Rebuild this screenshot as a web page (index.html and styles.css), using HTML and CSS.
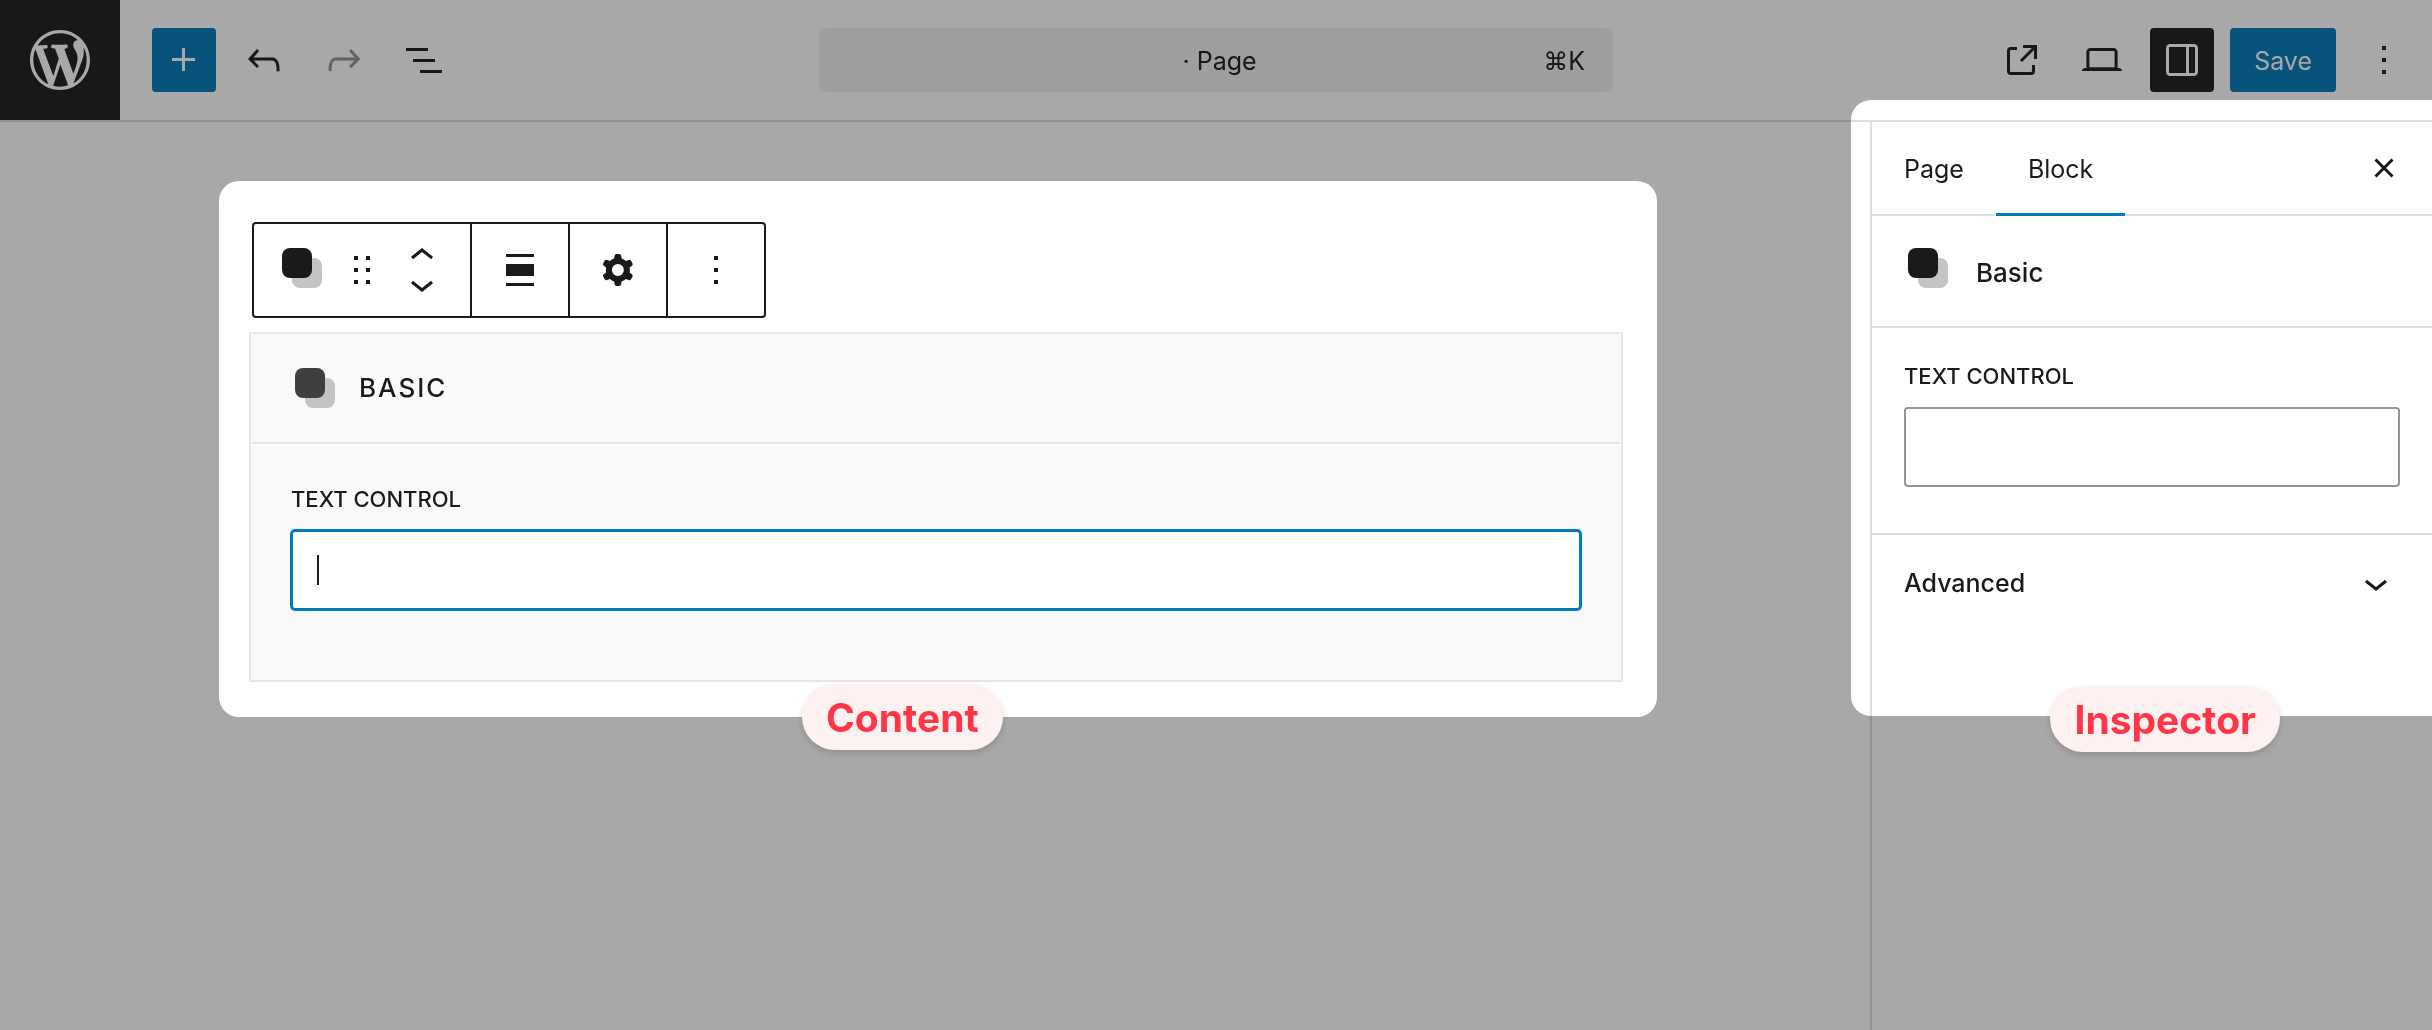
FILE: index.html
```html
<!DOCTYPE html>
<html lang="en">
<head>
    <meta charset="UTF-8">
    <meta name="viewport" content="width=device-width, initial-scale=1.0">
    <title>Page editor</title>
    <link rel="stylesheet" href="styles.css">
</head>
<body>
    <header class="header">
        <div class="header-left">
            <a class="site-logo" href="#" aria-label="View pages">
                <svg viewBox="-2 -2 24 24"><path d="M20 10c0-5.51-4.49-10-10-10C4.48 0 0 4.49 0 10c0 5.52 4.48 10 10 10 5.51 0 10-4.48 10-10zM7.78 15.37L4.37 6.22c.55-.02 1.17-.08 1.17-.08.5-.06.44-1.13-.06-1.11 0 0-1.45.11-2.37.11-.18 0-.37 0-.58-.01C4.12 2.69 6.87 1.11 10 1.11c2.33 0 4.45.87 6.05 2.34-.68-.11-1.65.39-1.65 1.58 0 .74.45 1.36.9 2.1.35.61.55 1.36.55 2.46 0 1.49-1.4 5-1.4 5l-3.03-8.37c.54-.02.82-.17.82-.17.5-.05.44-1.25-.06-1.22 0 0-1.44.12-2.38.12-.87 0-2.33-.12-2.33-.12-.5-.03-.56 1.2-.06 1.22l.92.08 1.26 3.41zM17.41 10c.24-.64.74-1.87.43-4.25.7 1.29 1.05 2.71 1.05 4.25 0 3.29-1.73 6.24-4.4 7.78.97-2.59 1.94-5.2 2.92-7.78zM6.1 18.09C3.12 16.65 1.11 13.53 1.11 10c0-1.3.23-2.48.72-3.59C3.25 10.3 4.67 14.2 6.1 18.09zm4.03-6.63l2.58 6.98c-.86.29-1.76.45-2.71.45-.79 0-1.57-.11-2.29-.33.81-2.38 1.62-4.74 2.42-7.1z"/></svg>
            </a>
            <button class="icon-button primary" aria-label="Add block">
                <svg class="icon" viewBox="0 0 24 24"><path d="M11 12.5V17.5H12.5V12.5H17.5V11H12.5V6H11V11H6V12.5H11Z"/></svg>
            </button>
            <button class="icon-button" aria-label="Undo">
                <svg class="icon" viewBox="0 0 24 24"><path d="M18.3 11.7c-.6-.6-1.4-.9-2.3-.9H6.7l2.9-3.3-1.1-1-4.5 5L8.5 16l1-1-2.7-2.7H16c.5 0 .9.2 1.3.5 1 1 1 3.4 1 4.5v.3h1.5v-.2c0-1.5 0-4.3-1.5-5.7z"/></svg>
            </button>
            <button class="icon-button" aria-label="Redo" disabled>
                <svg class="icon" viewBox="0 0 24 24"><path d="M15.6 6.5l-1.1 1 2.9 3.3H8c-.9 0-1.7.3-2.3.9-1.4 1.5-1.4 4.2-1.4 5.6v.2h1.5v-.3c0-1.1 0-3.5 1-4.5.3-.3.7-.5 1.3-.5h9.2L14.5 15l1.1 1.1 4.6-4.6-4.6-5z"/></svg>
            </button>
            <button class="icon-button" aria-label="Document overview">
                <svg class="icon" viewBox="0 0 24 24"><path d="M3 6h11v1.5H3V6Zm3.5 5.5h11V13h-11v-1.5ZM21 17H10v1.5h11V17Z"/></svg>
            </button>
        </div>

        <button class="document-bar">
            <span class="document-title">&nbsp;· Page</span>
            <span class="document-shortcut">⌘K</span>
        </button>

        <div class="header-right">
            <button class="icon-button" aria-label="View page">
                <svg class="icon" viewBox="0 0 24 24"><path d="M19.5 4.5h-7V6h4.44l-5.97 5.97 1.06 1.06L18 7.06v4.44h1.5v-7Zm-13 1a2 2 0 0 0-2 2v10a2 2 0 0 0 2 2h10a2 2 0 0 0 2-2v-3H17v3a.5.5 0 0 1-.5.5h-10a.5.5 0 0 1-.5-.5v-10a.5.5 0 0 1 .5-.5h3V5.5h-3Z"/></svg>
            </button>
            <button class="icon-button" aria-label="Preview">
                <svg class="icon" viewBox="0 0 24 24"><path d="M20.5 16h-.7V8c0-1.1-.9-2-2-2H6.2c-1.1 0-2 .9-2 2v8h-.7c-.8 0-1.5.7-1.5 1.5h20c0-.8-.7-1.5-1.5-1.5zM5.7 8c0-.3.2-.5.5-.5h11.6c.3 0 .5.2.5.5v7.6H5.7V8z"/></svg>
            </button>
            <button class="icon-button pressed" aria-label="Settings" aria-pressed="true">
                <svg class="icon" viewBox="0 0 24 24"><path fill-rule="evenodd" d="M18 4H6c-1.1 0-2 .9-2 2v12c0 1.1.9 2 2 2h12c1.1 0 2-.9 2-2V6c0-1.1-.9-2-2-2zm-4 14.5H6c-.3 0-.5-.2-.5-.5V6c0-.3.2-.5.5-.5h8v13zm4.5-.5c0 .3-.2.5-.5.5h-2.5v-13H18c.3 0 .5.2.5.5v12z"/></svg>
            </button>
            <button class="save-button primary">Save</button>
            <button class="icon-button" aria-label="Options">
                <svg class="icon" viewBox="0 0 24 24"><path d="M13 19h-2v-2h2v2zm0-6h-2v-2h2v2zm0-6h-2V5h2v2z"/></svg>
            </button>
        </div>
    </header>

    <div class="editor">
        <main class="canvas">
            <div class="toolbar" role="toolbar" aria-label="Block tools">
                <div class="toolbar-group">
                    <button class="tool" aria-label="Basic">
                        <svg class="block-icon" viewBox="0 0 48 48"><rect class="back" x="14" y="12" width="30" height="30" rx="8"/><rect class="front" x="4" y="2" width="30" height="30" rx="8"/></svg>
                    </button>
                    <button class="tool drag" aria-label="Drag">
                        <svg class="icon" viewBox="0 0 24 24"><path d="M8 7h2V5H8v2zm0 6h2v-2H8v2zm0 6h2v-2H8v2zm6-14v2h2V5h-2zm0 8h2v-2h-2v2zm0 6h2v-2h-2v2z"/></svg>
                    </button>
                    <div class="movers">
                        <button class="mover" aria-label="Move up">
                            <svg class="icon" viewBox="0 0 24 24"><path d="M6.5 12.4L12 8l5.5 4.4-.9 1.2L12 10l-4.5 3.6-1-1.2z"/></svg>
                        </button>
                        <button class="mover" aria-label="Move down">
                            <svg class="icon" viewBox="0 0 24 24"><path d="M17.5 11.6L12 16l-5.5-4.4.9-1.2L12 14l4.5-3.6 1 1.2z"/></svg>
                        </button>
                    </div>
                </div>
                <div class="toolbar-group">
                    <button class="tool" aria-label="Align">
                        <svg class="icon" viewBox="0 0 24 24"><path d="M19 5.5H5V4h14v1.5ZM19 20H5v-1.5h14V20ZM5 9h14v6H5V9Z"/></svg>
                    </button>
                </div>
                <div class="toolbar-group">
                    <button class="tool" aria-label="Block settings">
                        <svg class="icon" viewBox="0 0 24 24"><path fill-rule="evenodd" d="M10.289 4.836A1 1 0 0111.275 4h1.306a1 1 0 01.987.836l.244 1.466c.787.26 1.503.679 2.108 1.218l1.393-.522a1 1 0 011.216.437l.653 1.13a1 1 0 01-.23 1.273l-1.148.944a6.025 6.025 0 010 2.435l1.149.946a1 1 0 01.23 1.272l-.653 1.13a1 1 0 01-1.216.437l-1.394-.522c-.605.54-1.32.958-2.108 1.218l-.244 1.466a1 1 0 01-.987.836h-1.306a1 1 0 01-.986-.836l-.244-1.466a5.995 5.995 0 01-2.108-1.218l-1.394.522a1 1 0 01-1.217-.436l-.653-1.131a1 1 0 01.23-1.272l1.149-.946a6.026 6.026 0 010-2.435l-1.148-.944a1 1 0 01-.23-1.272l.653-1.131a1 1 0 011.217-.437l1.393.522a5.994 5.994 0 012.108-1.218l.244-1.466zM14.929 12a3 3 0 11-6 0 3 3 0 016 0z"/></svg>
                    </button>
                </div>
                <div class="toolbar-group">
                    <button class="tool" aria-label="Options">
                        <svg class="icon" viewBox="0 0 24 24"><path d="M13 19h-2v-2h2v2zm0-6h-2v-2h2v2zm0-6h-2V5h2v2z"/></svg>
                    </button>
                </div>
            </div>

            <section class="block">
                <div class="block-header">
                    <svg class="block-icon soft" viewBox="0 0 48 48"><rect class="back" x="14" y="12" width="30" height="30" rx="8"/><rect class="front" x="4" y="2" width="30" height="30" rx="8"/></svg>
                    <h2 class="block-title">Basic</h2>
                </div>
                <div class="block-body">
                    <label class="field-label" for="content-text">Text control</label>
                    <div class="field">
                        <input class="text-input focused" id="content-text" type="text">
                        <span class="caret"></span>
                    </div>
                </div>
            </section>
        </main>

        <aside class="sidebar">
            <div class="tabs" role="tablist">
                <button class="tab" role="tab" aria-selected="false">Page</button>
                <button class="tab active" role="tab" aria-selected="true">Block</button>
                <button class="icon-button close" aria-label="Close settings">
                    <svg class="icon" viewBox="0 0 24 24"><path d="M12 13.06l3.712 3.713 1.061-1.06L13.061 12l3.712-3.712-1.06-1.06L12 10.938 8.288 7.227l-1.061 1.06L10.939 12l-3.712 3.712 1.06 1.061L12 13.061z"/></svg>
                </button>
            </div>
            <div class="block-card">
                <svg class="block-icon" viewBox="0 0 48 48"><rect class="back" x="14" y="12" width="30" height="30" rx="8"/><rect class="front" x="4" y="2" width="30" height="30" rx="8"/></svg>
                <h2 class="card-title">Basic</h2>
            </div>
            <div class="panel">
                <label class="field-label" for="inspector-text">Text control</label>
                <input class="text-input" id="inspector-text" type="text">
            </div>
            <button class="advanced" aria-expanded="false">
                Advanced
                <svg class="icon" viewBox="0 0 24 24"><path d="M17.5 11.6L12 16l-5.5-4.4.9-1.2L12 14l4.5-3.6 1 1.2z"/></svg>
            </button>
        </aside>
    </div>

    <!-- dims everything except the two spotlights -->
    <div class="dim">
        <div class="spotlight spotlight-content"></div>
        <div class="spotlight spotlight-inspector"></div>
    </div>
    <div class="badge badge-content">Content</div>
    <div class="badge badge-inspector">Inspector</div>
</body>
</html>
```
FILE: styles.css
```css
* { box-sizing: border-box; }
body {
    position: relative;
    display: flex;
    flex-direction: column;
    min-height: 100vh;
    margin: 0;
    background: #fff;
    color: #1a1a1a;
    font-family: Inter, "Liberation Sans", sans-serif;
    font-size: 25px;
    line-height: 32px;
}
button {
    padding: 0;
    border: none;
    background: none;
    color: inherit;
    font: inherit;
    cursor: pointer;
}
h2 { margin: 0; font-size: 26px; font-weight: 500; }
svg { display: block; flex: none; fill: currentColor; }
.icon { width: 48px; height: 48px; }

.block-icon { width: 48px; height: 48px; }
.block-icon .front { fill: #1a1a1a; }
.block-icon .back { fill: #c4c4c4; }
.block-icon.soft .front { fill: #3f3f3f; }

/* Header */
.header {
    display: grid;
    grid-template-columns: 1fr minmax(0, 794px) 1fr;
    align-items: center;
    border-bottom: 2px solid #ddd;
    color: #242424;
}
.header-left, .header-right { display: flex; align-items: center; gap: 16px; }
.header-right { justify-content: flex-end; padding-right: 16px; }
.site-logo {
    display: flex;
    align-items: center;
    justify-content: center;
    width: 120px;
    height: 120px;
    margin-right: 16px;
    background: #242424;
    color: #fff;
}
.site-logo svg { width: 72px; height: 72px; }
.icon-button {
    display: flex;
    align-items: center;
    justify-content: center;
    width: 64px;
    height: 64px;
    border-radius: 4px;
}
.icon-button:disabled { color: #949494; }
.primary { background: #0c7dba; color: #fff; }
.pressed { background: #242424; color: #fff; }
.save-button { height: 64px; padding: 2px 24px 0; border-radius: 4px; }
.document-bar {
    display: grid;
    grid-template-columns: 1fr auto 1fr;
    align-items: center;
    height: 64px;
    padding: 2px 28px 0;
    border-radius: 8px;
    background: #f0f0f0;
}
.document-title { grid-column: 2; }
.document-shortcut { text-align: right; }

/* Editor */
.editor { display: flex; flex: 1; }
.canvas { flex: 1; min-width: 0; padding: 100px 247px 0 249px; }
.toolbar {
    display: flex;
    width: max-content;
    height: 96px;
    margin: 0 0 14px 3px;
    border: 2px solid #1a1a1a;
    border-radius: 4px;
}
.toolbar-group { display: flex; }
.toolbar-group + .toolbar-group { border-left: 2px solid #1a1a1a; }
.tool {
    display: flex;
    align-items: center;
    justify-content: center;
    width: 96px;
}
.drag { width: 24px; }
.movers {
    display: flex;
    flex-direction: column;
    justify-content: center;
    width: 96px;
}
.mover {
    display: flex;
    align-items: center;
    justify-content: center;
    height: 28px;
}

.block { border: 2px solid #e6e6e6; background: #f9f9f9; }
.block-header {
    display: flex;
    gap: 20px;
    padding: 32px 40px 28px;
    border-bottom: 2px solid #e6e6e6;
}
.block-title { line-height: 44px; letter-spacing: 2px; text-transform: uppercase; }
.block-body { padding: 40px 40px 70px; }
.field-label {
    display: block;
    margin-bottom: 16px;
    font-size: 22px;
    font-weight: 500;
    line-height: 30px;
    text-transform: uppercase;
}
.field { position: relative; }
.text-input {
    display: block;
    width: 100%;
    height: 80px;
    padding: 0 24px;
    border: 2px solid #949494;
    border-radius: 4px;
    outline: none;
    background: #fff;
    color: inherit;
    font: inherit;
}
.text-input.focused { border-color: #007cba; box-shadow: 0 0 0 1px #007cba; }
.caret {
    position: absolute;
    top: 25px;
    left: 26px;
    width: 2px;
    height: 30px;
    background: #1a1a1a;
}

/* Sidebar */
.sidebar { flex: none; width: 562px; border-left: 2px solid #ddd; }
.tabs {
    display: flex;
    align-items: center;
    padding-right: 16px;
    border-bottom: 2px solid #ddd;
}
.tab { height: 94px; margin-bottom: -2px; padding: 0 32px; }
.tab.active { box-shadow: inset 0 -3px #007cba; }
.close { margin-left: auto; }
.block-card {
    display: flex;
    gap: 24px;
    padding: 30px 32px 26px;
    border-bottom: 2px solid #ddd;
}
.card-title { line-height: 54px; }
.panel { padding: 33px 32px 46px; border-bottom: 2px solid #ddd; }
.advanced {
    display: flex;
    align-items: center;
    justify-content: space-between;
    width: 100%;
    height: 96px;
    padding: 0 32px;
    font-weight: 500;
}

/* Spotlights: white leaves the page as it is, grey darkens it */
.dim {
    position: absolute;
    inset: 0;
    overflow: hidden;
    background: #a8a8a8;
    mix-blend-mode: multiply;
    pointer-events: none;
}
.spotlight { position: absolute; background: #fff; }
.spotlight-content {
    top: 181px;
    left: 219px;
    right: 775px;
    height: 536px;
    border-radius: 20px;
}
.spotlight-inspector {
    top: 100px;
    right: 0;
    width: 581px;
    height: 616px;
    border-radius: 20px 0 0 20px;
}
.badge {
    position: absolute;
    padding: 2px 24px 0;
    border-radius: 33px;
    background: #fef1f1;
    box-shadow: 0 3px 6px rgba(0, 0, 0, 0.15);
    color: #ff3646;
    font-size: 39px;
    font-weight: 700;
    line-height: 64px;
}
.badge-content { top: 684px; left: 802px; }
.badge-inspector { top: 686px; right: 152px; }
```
-=-=-=-=-
> Task:
From the listing above, copy every line that holds the string "index".

> Result for this task:
Rebuild this screenshot as a web page (index.html and styles.css), using HTML and CSS.
FILE: index.html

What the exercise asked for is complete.